Gotas de tinta

Fritz Lang. El gesto vuelto palabra

Por Claudia Carmona Sepúlveda

Más que una manifestación del expresionismo de entreguerras, donde a menudo se le encasilla a ultranza, Metrópolis es una ecléctica puesta en escena que incorpora elementos del futurismo, de la escuela de Bauhaus y del art decó, no sólo en la ambientación sino también como reflejo de un mundo eminentemente funcional. La vanguardia en su plenitud como estrategia para situar en el debate los principios que deben regir la vida en sociedad. Considerada hoy una de las obras maestras del cine, la película que el austrohúngaro Fritz Lang presentó ante su audiencia en la Alemania de 1927 y que fuera varias veces cercenada, pone a aquélla a reflexionar en torno a las desiguales condiciones de vida entre quienes construyen para otros un bienestar que les está vedado y quienes disfrutan de él. La luz gobierna el Club de los Hijos, en la superficie, donde hombres y mujeres visten coloridos o albos trajes, mientras se desplazan libres; en tanto, la oscuridad del gueto subterráneo, la Ciudad de los Trabajadores -seres cabizbajos que usan sombríos uniformes y despliegan movimientos colectivos, coreográficos- da cuenta de un segmento por completo masificado.

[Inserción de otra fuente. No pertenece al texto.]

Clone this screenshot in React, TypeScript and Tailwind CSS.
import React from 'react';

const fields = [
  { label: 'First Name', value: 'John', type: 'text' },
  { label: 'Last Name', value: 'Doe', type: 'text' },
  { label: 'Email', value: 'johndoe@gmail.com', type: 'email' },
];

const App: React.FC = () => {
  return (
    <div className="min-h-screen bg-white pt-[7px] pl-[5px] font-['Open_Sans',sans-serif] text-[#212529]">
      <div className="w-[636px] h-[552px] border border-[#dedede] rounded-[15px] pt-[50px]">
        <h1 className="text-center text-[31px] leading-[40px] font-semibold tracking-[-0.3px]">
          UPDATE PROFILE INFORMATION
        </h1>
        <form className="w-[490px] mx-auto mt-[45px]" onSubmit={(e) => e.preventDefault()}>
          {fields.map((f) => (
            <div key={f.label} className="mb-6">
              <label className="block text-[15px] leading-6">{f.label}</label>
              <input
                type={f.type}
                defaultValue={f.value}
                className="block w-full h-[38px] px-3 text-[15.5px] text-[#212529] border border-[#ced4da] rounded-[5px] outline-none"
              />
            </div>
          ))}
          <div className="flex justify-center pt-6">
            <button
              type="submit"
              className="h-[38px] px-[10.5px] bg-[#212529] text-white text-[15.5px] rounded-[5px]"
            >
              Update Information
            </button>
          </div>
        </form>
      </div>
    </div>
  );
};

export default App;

El advenimiento del sonido al cine de Lang es en palabras mayores. Por un lado, releva a la excesiva gestualidad y a la grandilocuencia de los desplazamientos de su obra magna, para inaugurar, vía complejos diálogos, la discusión de principios que distinguen entre ética y moral, en M, el vampiro de Düsseldorf, cuyas últimas escenas conducen a un profundo análisis sobre la naturaleza humana. Y, por otro, adquiere inmediato protagonismo a través de un recurso que Hitchcock acuñó como McGuffin, el empleo de la pieza de Grieg, En el salón del rey de la montaña, de la obra Peer Gynt, como detonante de un giro dramático clave: la identificación del asesino en serie que, primero, paraliza a la población y, luego, la une en pos de su captura.

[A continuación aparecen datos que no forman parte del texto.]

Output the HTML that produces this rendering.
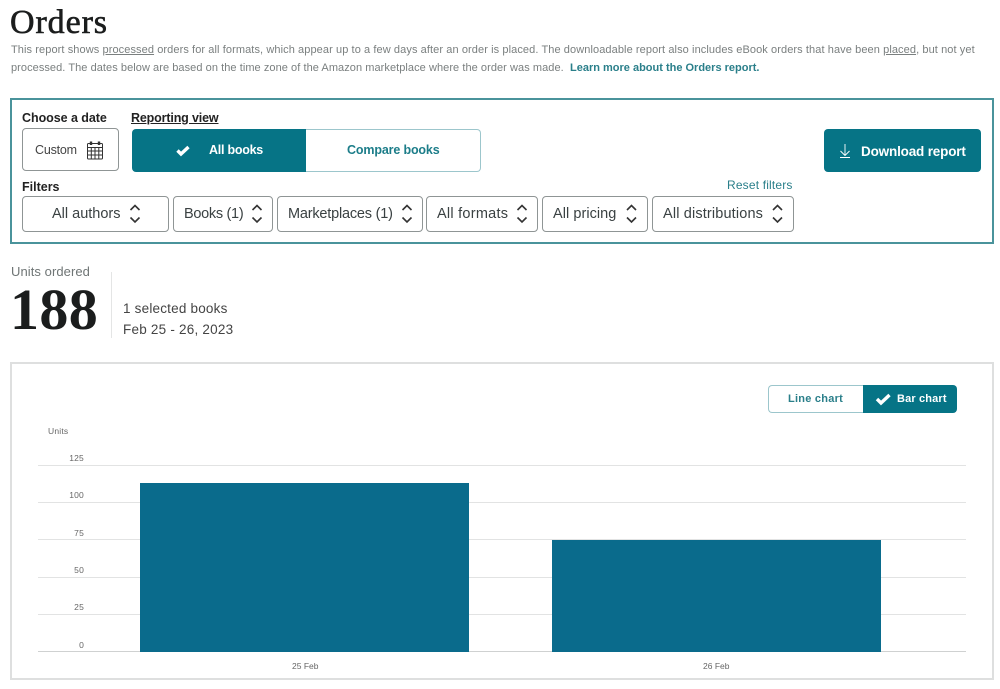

Si hablar de igualdad y justicia ad portas del nazismo parece un contrasentido, entiéndase que una parte de la batería de moralejas en juego -una según la cual poner en jaque el orden imperante conlleva también la destrucción material del mundo conocido y otra que nos aclara el irremplazable rol de la autoridad- radica tal vez en la creciente inclinación de Thea Von Harbou, esposa de Lang y guionista de sus películas, por el nacionalsocialismo, más que en una decisión del propio director. El alejamiento de la pareja era inevitable, cuando la persecución llevó al realizador a asumir por primera vez su origen judío y emigrar a Estados Unidos.

Con desenlaces disfrazados de finales felices, que en realidad implican el mantenimiento de un estado de cosas, Fritz Lang consigue, no obstante, instalar en Metrópolis, vía lenguaje gestual, la reflexión sobre la igualdad y en M, el vampiro de Düsseldorf, vía lenguaje verbal, el debate en torno al concepto de justicia.